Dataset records
** Begin **
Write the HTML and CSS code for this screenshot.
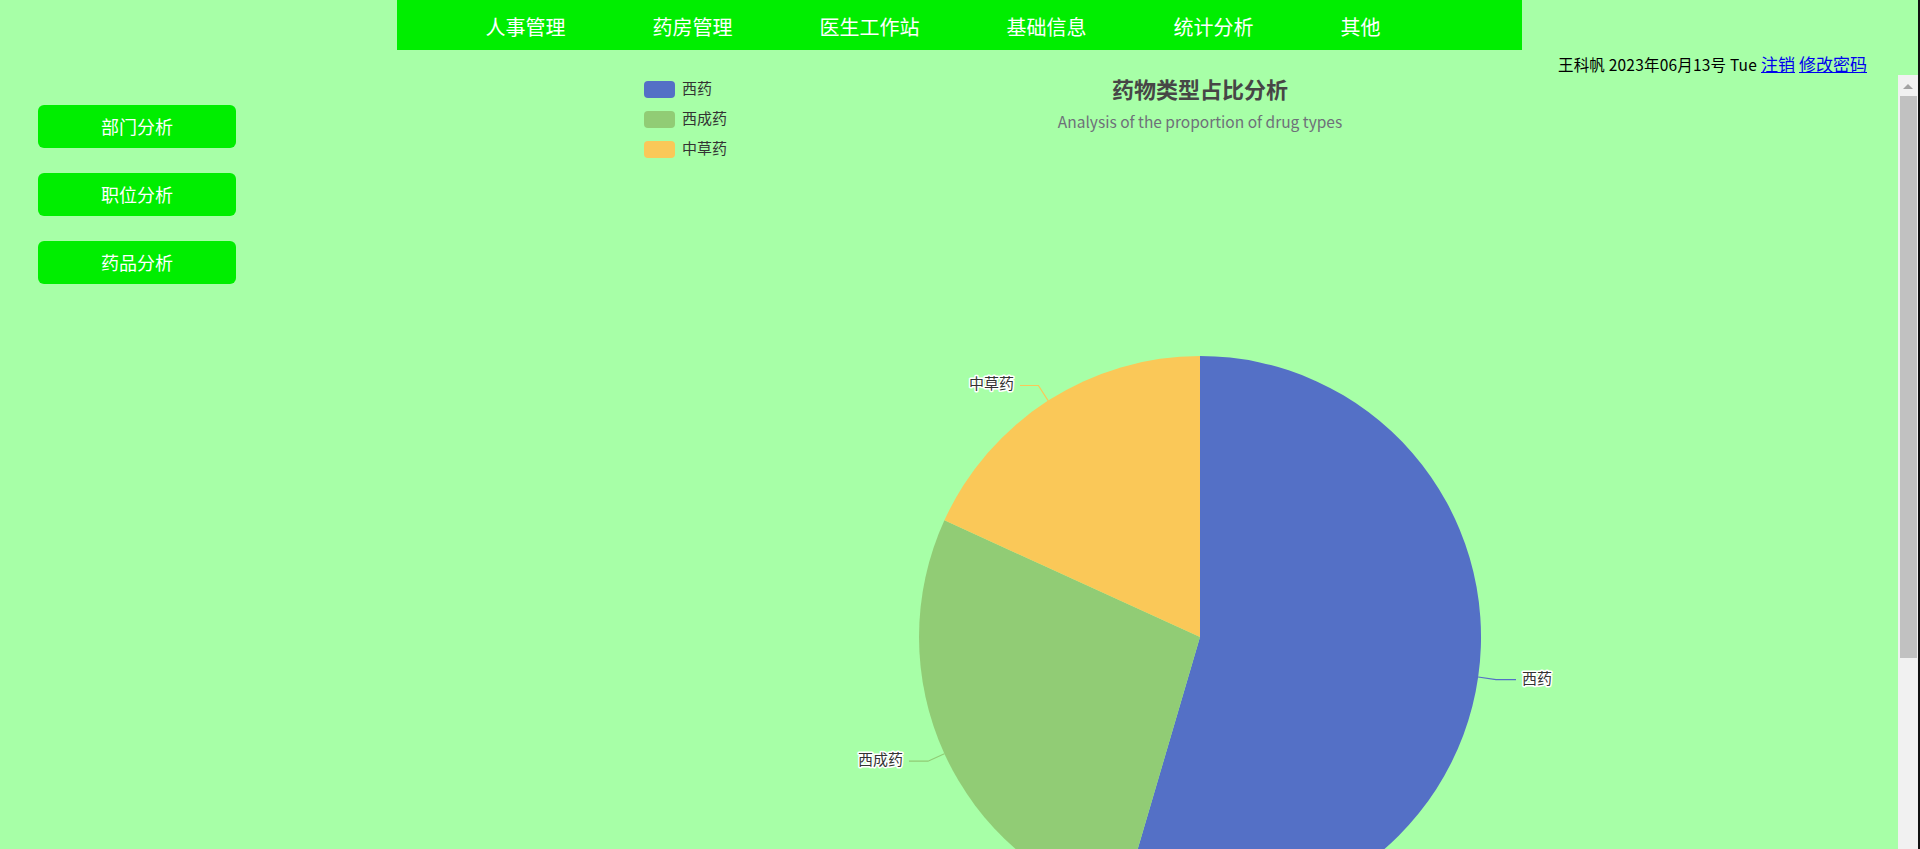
FILE: index.html
```html
<!DOCTYPE html>
<html lang="zh-CN">
<head>
<meta charset="utf-8">
<title>统计分析</title>
<link rel="stylesheet" href="styles.css">
</head>
<body>
<div class="page">
  <header class="top">
    <nav class="nav">
      <a href="#">人事管理</a>
      <a href="#">药房管理</a>
      <a href="#">医生工作站</a>
      <a href="#">基础信息</a>
      <a href="#">统计分析</a>
      <a href="#">其他</a>
    </nav>
  </header>
  <div class="userbar">
    <span class="info">王科帆 2023年06月13号 Tue</span>
    <a class="link" href="#">注销</a>
    <a class="link" href="#">修改密码</a>
  </div>
  <main class="main">
    <aside class="side">
      <a class="btn" href="#">部门分析</a>
      <a class="btn" href="#">职位分析</a>
      <a class="btn" href="#">药品分析</a>
    </aside>
    <section class="frame">
      <div class="canvas">
        <svg class="chart" viewBox="480 75 1418 774" width="1418" height="774" xmlns="http://www.w3.org/2000/svg">
          <g class="legend">
            <rect x="644" y="81" width="31" height="17" rx="4" fill="#5470c6"/>
            <text x="682" y="90" class="ltxt">西药</text>
            <rect x="644" y="111" width="31" height="17" rx="4" fill="#91cc75"/>
            <text x="682" y="120" class="ltxt">西成药</text>
            <rect x="644" y="141" width="31" height="17" rx="4" fill="#fac858"/>
            <text x="682" y="150" class="ltxt">中草药</text>
          </g>
          <text x="1200" y="92" class="title">药物类型占比分析</text>
          <text x="1200" y="124" class="subtitle">Analysis of the proportion of drug types</text>
          <path d="M1200 637 L1200 356 A281 281 0 1 1 1120.8 906.6 Z" fill="#5470c6"/>
          <path d="M1200 637 L1120.8 906.6 A281 281 0 0 1 944.4 520.3 Z" fill="#91cc75"/>
          <path d="M1200 637 L944.4 520.3 A281 281 0 0 1 1200 356 Z" fill="#fac858"/>
          <polyline points="1478.1,677 1496,679.6 1516,679.6" fill="none" stroke="#5470c6" stroke-width="1.2"/>
          <polyline points="944.4,753.7 928,761.2 909,761.2" fill="none" stroke="#91cc75" stroke-width="1.2"/>
          <polyline points="1048.1,400.6 1038.4,385.5 1020,385.5" fill="none" stroke="#fac858" stroke-width="1.2"/>
          <text x="1522" y="680" class="plbl">西药</text>
          <text x="903" y="761" class="plbl end">西成药</text>
          <text x="1014" y="385" class="plbl end">中草药</text>
        </svg>
      </div>
      <div class="scroll">
        <div class="arrow"></div>
        <div class="thumb"></div>
      </div>
    </section>
  </main>
</div>
</body>
</html>
```
FILE: styles.css
```css
html, body {
  margin: 0;
  padding: 0;
}
body {
  background: #a7ffa7;
  font-family: "Noto Sans CJK SC", "Microsoft YaHei", sans-serif;
  height: 849px;
  overflow: hidden;
}
.page {
  height: 849px;
  border-right: 2px solid #111;
  display: flex;
  flex-direction: column;
}
.top {
  display: flex;
  justify-content: center;
  height: 50px;
}
.nav {
  width: 1125px;
  height: 50px;
  background: #00ee00;
  display: flex;
  align-items: center;
  gap: 87px;
  padding: 3px 0 0 89px;
  box-sizing: border-box;
}
.nav a {
  color: #fff;
  font-size: 20px;
  line-height: 1;
  text-decoration: none;
}
.userbar {
  height: 25px;
  display: flex;
  justify-content: flex-end;
  align-items: center;
  gap: 4px;
  padding: 2px 51px 0 0;
  box-sizing: border-box;
  font-size: 15.5px;
  color: #000;
}
.info {
  letter-spacing: 0.2px;
}
.link {
  color: #0000ee;
  font-size: 17px;
  text-decoration: underline;
}
.main {
  flex: 1;
  display: flex;
  min-height: 0;
}
.side {
  width: 480px;
  flex: none;
  box-sizing: border-box;
  padding: 30px 0 0 38px;
  display: flex;
  flex-direction: column;
  gap: 25px;
}
.btn {
  width: 198px;
  height: 43px;
  background: #00ee00;
  border-radius: 6px;
  color: #fff;
  font-size: 18px;
  text-decoration: none;
  display: flex;
  align-items: center;
  justify-content: center;
  padding-bottom: 2px;
  box-sizing: border-box;
}
.frame {
  flex: 1;
  display: flex;
  min-width: 0;
  overflow: hidden;
}
.canvas {
  flex: 1;
}
.chart {
  display: block;
  overflow: visible;
}
.ltxt {
  font-size: 15px;
  fill: #333;
  dominant-baseline: middle;
}
.title {
  font-size: 22px;
  font-weight: 700;
  fill: #464646;
  text-anchor: middle;
  dominant-baseline: middle;
}
.subtitle {
  font-size: 15.5px;
  fill: #6e7079;
  text-anchor: middle;
  dominant-baseline: middle;
}
.plbl {
  font-size: 15px;
  fill: #333;
  stroke: #fff;
  stroke-width: 3px;
  stroke-linejoin: round;
  paint-order: stroke;
  dominant-baseline: middle;
}
.plbl.end {
  text-anchor: end;
}
.scroll {
  width: 20px;
  flex: none;
  background: #f1f1f1;
  display: flex;
  flex-direction: column;
}
.arrow {
  align-self: center;
  margin-top: 9px;
  width: 0;
  height: 0;
  border-left: 5px solid transparent;
  border-right: 5px solid transparent;
  border-bottom: 5px solid #a3a3a3;
}
.thumb {
  margin: 7px 0 0 2px;
  width: 17px;
  height: 562px;
  background: #c1c1c1;
}
```
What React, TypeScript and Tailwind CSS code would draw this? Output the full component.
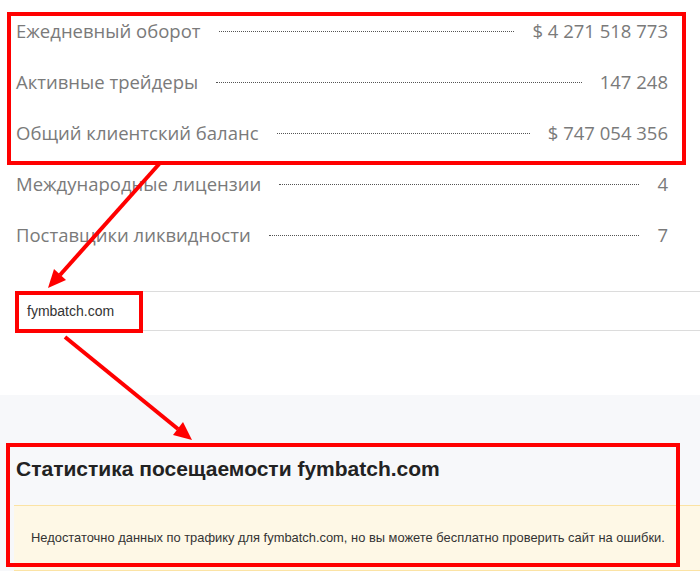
import React from "react";

const rows = [
  { label: "Ежедневный оборот", value: "$ 4 271 518 773" },
  { label: "Активные трейдеры", value: "147 248" },
  { label: "Общий клиентский баланс", value: "$ 747 054 356" },
  { label: "Международные лицензии", value: "4" },
  { label: "Поставщики ликвидности", value: "7" },
];

function Annotations() {
  return (
    <svg className="pointer-events-none absolute inset-0" width="700" height="581" viewBox="0 0 700 581">
      <g fill="none" stroke="#ff0000" strokeWidth="4">
        <rect x="9" y="14" width="675" height="149" />
        <rect x="17" y="293" width="124" height="38" />
        <rect x="8" y="445" width="670" height="120" />
      </g>
      <line x1="160" y1="163" x2="60" y2="275" stroke="#ff0000" strokeWidth="4" />
      <polygon points="48,288 66,280 54,269" fill="#ff0000" />
      <line x1="65" y1="337" x2="178" y2="429" stroke="#ff0000" strokeWidth="4" />
      <polygon points="192,440 173,435 183,422" fill="#ff0000" />
    </svg>
  );
}

export default function App() {
  return (
    <div className="relative flex h-[581px] w-[700px] flex-col overflow-hidden bg-white">
      <div className="flex flex-col pt-[5px] pb-[2px] pl-[16px] pr-[32px] font-['Open_Sans',sans-serif] text-[18.5px] text-[#7a7a7a]">
        {rows.map((r) => (
          <div key={r.label} className="flex h-[51px] items-center">
            <span className="whitespace-nowrap">{r.label}</span>
            <span className="mx-[18px] mt-[2px] flex-1 border-b border-dotted border-[#555]" />
            <span className="whitespace-nowrap">{r.value}</span>
          </div>
        ))}
      </div>

      <div className="mt-[29px] ml-[15px] flex h-[40px] items-center border-y border-[#dcdcdc] pl-[12px] font-['Liberation_Sans',Arial,sans-serif] text-[14px] text-[#333]">
        fymbatch.com
      </div>

      <div className="mt-[64px] flex flex-col gap-[24px] bg-[#f7f8fa] pt-[62px] font-['Liberation_Sans',Arial,sans-serif]">
        <h2 className="pl-[16px] text-[21px] leading-[24px] font-bold text-[#222]">
          Статистика посещаемости fymbatch.com
        </h2>
        <div className="ml-[14px] flex h-[66px] items-center border-y border-[#fbe3a4] bg-[#fef8e6] pl-[17px] text-[12.9px] text-[#333]">
          Недостаточно данных по трафику для fymbatch.com, но вы можете бесплатно проверить сайт на ошибки.
        </div>
      </div>

      <Annotations />
    </div>
  );
}
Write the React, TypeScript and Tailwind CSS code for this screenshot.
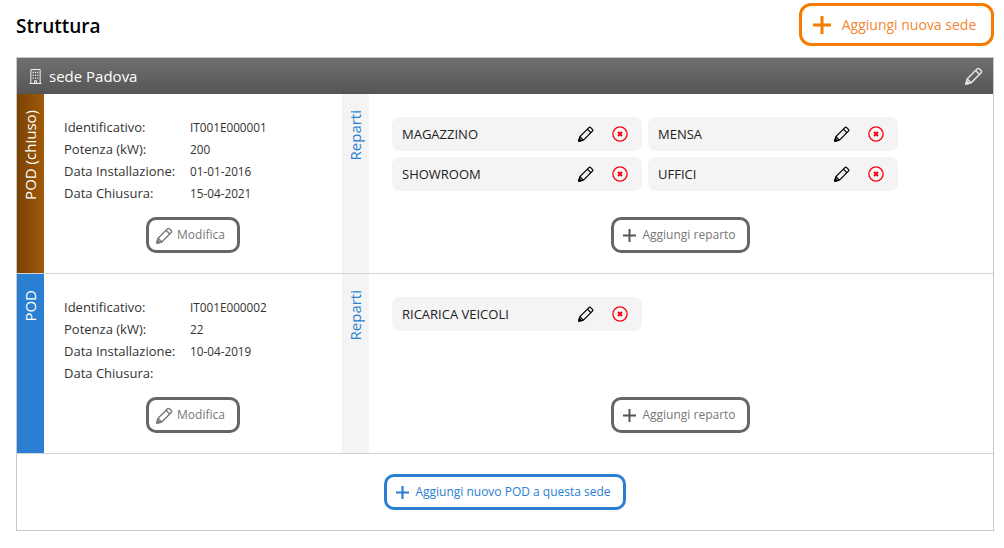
type PodInfo = {
  label: string
  stripClass: string
  id: string
  power: string
  installed: string
  closed: string
  departments: string[]
}

const pods: PodInfo[] = [
  {
    label: 'POD (chiuso)',
    stripClass: 'bg-gradient-to-r from-[#7a4203] to-[#a05a0c]',
    id: 'IT001E000001',
    power: '200',
    installed: '01-01-2016',
    closed: '15-04-2021',
    departments: ['MAGAZZINO', 'MENSA', 'SHOWROOM', 'UFFICI'],
  },
  {
    label: 'POD',
    stripClass: 'bg-[#2a7fd2]',
    id: 'IT001E000002',
    power: '22',
    installed: '10-04-2019',
    closed: '',
    departments: ['RICARICA VEICOLI'],
  },
]

function PlusIcon({ className, strokeWidth }: { className: string; strokeWidth: number }) {
  return (
    <svg viewBox="0 0 12 12" fill="none" stroke="currentColor" strokeWidth={strokeWidth} className={className}>
      <path d="M6 0v12M0 6h12" />
    </svg>
  )
}

function PencilIcon({ className }: { className: string }) {
  return (
    <svg viewBox="0 0 16 16" fill="none" stroke="currentColor" strokeWidth="1.3" strokeLinejoin="round" className={className}>
      <path d="M.8 15.2l1.1-4.6L10.9 1.6a1.2 1.2 0 0 1 1.7 0l1.8 1.8a1.2 1.2 0 0 1 0 1.7L5.4 14.1z" />
      <path d="M9.4 3.1l3.5 3.5M1.9 10.6l3.5 3.5" />
      <path d="M.8 15.2l.6-2.7 2.1 2.1z" fill="currentColor" />
    </svg>
  )
}

function BuildingIcon() {
  return (
    <svg viewBox="0 0 14 16" fill="none" stroke="currentColor" strokeWidth="1" className="h-[15px] w-[13px] text-white">
      <path d="M2 15.5V.5h10v15M.5 15.5h13" />
      <path d="M4.5 3v1.5M7 3v1.5M9.5 3v1.5M4.5 6v1.5M7 6v1.5M9.5 6v1.5M4.5 9v1.5M7 9v1.5M9.5 9v1.5" strokeWidth="1.2" />
      <path d="M6 15.5v-3h2v3" />
    </svg>
  )
}

function RemoveIcon() {
  return (
    <svg viewBox="0 0 16 16" fill="none" stroke="#f5000f" className="h-4 w-4">
      <circle cx="8" cy="8" r="7.1" strokeWidth="1.3" />
      <path d="M6 6l4 4M10 6l-4 4" strokeWidth="1.9" />
    </svg>
  )
}

function InfoRow({ label, value }: { label: string; value: string }) {
  return (
    <div className="flex h-[22px] items-center">
      <span className="w-[126px] text-[13px] text-[#333]">{label}</span>
      <span className="text-[11.75px] text-[#333]">{value}</span>
    </div>
  )
}

function GrayButton({ children, className }: { children: React.ReactNode; className: string }) {
  return (
    <button className={`flex h-[36px] items-center justify-center rounded-[10px] border-[3px] border-[#666] bg-white text-[12px] text-[#777] ${className}`}>
      {children}
    </button>
  )
}

function DepartmentChip({ name }: { name: string }) {
  return (
    <div className="flex h-[34px] w-[250px] items-center rounded-[8px] bg-[#f4f4f4] pl-[10px] pr-[14px]">
      <span className="mt-[2px] flex-1 text-[13px] text-[#222]">{name}</span>
      <PencilIcon className="mr-[18px] h-[16px] w-[16px] text-black" />
      <RemoveIcon />
    </div>
  )
}

function PodRow({ pod }: { pod: PodInfo }) {
  return (
    <div className="flex h-[180px] border-b border-[#d2d2d2]">
      {/* striscia laterale */}
      <div className={`flex w-[27px] shrink-0 justify-center ${pod.stripClass}`}>
        <span className="mt-[16px] h-fit rotate-180 text-[15px] leading-[27px] text-white [writing-mode:vertical-rl]">{pod.label}</span>
      </div>

      <div className="flex w-[298px] shrink-0 flex-col pl-[20px] pt-[23px]">
        <InfoRow label="Identificativo:" value={pod.id} />
        <InfoRow label="Potenza (kW):" value={pod.power} />
        <InfoRow label="Data Installazione:" value={pod.installed} />
        <InfoRow label="Data Chiusura:" value={pod.closed} />
        <GrayButton className="ml-[82px] mt-[12px] w-[94px] gap-[4px] pr-[2px]">
          <PencilIcon className="ml-[-3px] h-[17px] w-[17px] text-[#777]" />
          Modifica
        </GrayButton>
      </div>

      <div className="flex w-[27px] shrink-0 justify-center bg-[#f4f4f4]">
        <span className="mt-[16px] h-fit rotate-180 text-[15px] leading-[27px] text-[#2a7fd2] [writing-mode:vertical-rl]">Reparti</span>
      </div>

      <div className="flex flex-1 flex-col pl-[23px] pt-[23px]">
        <div className="grid h-[74px] grid-cols-[250px_250px] content-start gap-[6px]">
          {pod.departments.map(name => (
            <DepartmentChip key={name} name={name} />
          ))}
        </div>
        <GrayButton className="ml-[219px] mt-[26px] w-[139px] gap-[6px] pr-[2px]">
          <PlusIcon className="h-[13px] w-[13px] text-[#555]" strokeWidth={1.8} />
          Aggiungi reparto
        </GrayButton>
      </div>
    </div>
  )
}

export default function App() {
  return (
    <div className="h-[548px] w-[1004px] overflow-hidden bg-white px-[16px] pt-[3px] pr-[10px] font-['Open_Sans',sans-serif]">
      <div className="mb-[11px] flex h-[43px] items-center justify-between">
        <h1 className="mt-[3px] text-[19px] font-semibold text-black">Struttura</h1>
        <button className="flex h-[43px] w-[195px] items-center justify-center gap-[11px] rounded-[12px] border-[3px] border-[#f57c00] bg-white pr-[4px] text-[14px] text-[#f58634]">
          <PlusIcon className="h-[18px] w-[18px] text-[#f57c00]" strokeWidth={2} />
          Aggiungi nuova sede
        </button>
      </div>

      <div className="h-[474px] border border-[#c8c8c8]">
        <div className="flex h-[36px] items-center justify-between bg-gradient-to-b from-[#707070] to-[#555] pl-[12px] pr-[10px]">
          <div className="flex items-center gap-[7px]">
            <BuildingIcon />
            <span className="text-[15px] text-white">sede Padova</span>
          </div>
          <PencilIcon className="h-[18px] w-[18px] text-[#e4e4e4]" />
        </div>

        {pods.map(pod => (
          <PodRow key={pod.id} pod={pod} />
        ))}

        <div className="flex h-[76px] items-start justify-center pt-[20px]">
          <button className="-ml-[1px] flex h-[36px] w-[242px] items-center justify-center gap-[6px] rounded-[10px] border-[3px] border-[#2a7fd2] bg-white pr-[2px] text-[12px] text-[#2a7fd2]">
            <PlusIcon className="h-[13px] w-[13px]" strokeWidth={2} />
            Aggiungi nuovo POD a questa sede
          </button>
        </div>
      </div>
    </div>
  )
}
** End **
Copy every line that contains the string "code".

Write the HTML and CSS code for this screenshot.
What React, TypeScript and Tailwind CSS code would draw this? Output the full component.
Write the React, TypeScript and Tailwind CSS code for this screenshot.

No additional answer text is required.